While the act does include several valuable relief measures, credit card companies are not to be outdone -nor are they willing to release their grasp on our wallets that easily.

Finding new and creative strategies to recoup some of the financial loss that they expect to experience has been on the top of their "to do list"  -long before the laws were enacted or in effect. 

First, let's look at the changes that will help consumers avoid many of the tricks and traps of credit card practices. Each of these changes is designed to protect consumers by simplifying terminology and making creditors more accountable.

Unfair rate increases and the universal default clause have been eliminated. This means that if you are late on one bill, a different creditor cannot use that to justify an increase in your interest rate. It also means that creditors cannot hike up the interest rate on a whim.
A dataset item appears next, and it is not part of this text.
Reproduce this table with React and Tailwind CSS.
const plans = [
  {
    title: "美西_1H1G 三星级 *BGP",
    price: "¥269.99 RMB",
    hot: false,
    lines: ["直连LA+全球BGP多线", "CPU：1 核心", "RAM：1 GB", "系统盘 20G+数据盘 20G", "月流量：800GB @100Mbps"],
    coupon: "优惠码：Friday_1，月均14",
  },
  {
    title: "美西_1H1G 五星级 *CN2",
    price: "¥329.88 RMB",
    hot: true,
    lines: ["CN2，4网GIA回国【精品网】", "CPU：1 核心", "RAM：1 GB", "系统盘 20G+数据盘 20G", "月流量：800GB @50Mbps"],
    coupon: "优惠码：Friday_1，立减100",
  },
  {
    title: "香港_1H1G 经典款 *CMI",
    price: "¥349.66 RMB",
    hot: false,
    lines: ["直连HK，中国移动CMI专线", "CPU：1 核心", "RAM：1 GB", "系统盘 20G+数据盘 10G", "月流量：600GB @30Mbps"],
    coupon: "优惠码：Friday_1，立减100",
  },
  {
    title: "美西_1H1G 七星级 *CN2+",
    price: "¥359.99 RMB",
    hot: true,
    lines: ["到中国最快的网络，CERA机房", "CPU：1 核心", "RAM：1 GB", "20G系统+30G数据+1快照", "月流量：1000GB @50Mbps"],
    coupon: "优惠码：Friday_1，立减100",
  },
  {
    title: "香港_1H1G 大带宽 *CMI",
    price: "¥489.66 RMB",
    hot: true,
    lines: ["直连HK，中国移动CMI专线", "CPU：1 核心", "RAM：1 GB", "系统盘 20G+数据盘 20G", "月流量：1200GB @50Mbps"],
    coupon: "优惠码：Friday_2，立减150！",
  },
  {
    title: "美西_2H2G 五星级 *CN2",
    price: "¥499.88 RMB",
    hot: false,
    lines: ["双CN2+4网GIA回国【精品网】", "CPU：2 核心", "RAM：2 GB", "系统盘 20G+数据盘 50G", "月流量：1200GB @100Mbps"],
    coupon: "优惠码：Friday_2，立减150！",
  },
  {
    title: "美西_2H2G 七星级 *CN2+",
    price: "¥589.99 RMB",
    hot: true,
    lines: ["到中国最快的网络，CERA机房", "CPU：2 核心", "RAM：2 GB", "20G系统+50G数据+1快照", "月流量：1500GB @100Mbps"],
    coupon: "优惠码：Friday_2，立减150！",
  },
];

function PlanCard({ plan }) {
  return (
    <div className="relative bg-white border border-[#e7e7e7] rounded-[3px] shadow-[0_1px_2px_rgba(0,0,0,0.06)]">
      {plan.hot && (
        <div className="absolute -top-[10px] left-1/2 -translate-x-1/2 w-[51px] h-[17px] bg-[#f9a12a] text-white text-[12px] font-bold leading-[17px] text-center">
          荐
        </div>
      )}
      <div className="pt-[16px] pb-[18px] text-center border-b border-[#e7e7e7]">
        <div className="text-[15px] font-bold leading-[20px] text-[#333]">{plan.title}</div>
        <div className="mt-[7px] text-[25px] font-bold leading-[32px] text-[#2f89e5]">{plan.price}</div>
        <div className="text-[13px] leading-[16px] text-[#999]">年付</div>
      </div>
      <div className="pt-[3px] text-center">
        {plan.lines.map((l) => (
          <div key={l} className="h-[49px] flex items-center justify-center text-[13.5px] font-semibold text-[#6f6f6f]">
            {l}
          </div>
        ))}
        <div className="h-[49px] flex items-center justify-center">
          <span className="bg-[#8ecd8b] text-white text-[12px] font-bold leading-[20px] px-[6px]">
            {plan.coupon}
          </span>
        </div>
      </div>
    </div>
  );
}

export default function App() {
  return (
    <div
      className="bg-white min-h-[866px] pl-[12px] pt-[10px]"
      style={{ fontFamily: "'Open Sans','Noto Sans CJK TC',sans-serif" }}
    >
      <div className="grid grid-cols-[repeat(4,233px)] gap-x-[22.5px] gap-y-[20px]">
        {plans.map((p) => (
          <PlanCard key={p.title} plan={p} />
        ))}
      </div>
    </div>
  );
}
Limits on credit issued to the under-21 crowd are now in effect. This one protects college kids -those most sought after by creditors, from getting heavily into debt before the truly understand the repercussions and how the credit industry operates.

Fee calculations are more structured eliminating inconsistent payment cycles, over-the-limit charges without the consumer's consent, and extra interest charges due to pesky double-cycle billing practices.

Favorable interest rates must stay in effect for new credit cards for at least 12 months unless they have been issued as a promotional rate. In that case, they must stay in effect for 6 full months unless the consumer has been 60 days or more late with his payment.

Creditors are now required to use understandable language in all documentation and fine print including applications, billing, and notices. Statements must show how long it will take to pay off the debt incurred if the consumer only makes the minimum payment due.

Any changes to a consumer's credit card account cannot take place until he has been given at least 45 days notice.

Unfortunately, credit card companies and banks have already come up with new ways to replace revenue lost because of the new changes.

A few of these methods include;

One dollar fees for issuing paper statements are expected to bring in several billion dollars annually across all creditors. To opt out, you need to sign up for electronic statements.

Some creditors are adding inactivity fees or increasing annual fees, reducing rewards, requiring card holders to request rewards that were once automatically sent to them, and placing expiration dates on rewards.

Creditors can request that their card holders agree to the over-the-limit charges in order to have the ability to exceed their credit limit if they need to do so. If consumers don't read the fine print, they might just agree to this without understanding what it means.

Switching from fixed-rate interest charges to variable ones effectively allows the creditors to increase interest rates on consumers every time the prime rate goes up.

If you want to protect yourself from the credit card companies, read all of the documentation sent to you, line by line. Monitor all of your credit card accounts regularly to identify changes as they occur.

Finally, shop around for the best credit card for your personal needs taking note of interest rates and annual fees. Often, the best rates and terms are found with local community banks and credit unions.